**DATASET CONTENT:**
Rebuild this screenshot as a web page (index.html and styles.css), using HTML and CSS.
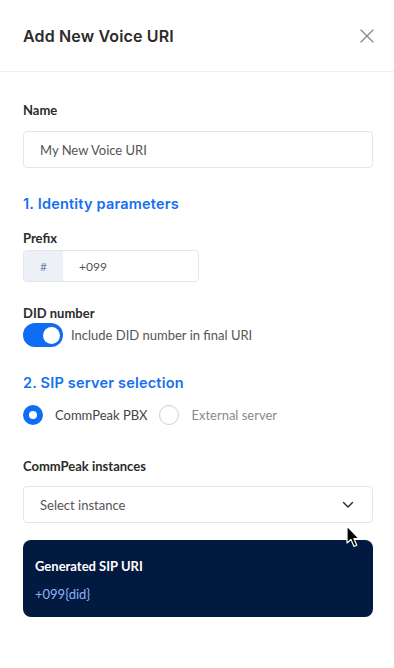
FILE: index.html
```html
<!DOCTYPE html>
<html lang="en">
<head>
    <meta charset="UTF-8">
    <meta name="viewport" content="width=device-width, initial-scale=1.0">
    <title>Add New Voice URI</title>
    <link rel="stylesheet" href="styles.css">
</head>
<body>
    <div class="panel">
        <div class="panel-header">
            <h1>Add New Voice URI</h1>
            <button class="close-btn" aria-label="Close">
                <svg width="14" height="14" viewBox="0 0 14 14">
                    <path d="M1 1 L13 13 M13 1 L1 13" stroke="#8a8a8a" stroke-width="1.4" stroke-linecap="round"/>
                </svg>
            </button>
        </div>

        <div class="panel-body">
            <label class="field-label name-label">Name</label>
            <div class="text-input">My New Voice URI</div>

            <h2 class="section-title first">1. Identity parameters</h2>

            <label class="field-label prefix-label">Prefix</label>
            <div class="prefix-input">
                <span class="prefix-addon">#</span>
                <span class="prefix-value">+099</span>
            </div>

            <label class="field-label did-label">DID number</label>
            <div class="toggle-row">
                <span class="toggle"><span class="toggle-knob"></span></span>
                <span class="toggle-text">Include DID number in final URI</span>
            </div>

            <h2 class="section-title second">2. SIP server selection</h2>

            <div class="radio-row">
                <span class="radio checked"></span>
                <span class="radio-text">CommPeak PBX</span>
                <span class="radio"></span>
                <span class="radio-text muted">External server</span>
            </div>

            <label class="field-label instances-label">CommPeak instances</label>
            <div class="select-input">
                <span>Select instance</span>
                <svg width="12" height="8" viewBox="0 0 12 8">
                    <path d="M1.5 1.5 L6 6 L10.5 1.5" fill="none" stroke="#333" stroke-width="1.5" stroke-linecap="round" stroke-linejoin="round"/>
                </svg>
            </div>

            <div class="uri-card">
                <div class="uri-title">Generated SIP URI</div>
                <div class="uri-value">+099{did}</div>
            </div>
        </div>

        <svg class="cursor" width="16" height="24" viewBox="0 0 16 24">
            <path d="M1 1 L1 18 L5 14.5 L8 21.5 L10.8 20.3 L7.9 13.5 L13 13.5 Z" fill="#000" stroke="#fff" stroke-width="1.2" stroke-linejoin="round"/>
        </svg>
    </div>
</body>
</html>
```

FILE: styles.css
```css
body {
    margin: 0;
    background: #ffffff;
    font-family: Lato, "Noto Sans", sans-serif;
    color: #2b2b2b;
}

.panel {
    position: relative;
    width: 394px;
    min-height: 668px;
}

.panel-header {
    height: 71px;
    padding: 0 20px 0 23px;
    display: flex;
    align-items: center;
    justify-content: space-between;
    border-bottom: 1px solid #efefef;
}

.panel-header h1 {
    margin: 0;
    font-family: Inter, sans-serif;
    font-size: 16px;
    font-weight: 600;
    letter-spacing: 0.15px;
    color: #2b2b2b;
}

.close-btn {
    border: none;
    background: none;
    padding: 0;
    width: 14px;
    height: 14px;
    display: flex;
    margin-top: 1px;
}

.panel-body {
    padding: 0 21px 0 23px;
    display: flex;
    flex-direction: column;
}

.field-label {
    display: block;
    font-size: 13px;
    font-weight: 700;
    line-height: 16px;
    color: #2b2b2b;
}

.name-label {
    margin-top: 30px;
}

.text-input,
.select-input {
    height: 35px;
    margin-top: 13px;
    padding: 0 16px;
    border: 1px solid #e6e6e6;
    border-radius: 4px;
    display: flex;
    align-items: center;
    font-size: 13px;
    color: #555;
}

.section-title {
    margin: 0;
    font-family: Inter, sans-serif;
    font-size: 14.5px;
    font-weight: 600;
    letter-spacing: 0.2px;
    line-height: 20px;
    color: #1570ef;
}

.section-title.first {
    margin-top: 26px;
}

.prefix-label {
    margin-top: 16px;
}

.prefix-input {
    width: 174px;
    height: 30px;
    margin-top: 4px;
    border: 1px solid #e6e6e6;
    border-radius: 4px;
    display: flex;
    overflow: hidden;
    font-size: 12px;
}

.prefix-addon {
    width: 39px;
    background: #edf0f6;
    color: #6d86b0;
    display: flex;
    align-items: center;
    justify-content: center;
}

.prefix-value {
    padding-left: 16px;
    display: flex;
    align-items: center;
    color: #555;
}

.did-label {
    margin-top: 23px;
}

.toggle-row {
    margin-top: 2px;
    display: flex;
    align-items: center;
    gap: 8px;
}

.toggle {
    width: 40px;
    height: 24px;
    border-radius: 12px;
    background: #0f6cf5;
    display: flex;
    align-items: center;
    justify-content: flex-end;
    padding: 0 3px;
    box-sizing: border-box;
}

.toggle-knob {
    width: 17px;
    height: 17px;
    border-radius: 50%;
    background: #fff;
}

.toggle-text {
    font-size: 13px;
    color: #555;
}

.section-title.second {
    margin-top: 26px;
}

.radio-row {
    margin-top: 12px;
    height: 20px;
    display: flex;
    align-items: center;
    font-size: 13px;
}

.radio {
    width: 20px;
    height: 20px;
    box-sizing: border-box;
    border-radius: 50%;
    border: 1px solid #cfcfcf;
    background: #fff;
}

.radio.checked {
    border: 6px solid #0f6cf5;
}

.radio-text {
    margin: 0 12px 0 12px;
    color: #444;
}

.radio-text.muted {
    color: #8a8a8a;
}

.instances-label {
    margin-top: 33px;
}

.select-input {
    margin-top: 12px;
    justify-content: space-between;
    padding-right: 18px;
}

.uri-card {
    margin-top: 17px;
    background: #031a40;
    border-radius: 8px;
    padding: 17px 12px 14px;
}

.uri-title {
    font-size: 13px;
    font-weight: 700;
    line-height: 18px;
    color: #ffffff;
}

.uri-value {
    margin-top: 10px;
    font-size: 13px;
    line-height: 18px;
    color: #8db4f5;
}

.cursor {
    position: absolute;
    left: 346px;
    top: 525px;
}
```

**PROBLEM STATEMENT:**
Gather each line of the listing that holds the string "index".

**FINAL RESULT:**
Rebuild this screenshot as a web page (index.html and styles.css), using HTML and CSS.
FILE: index.html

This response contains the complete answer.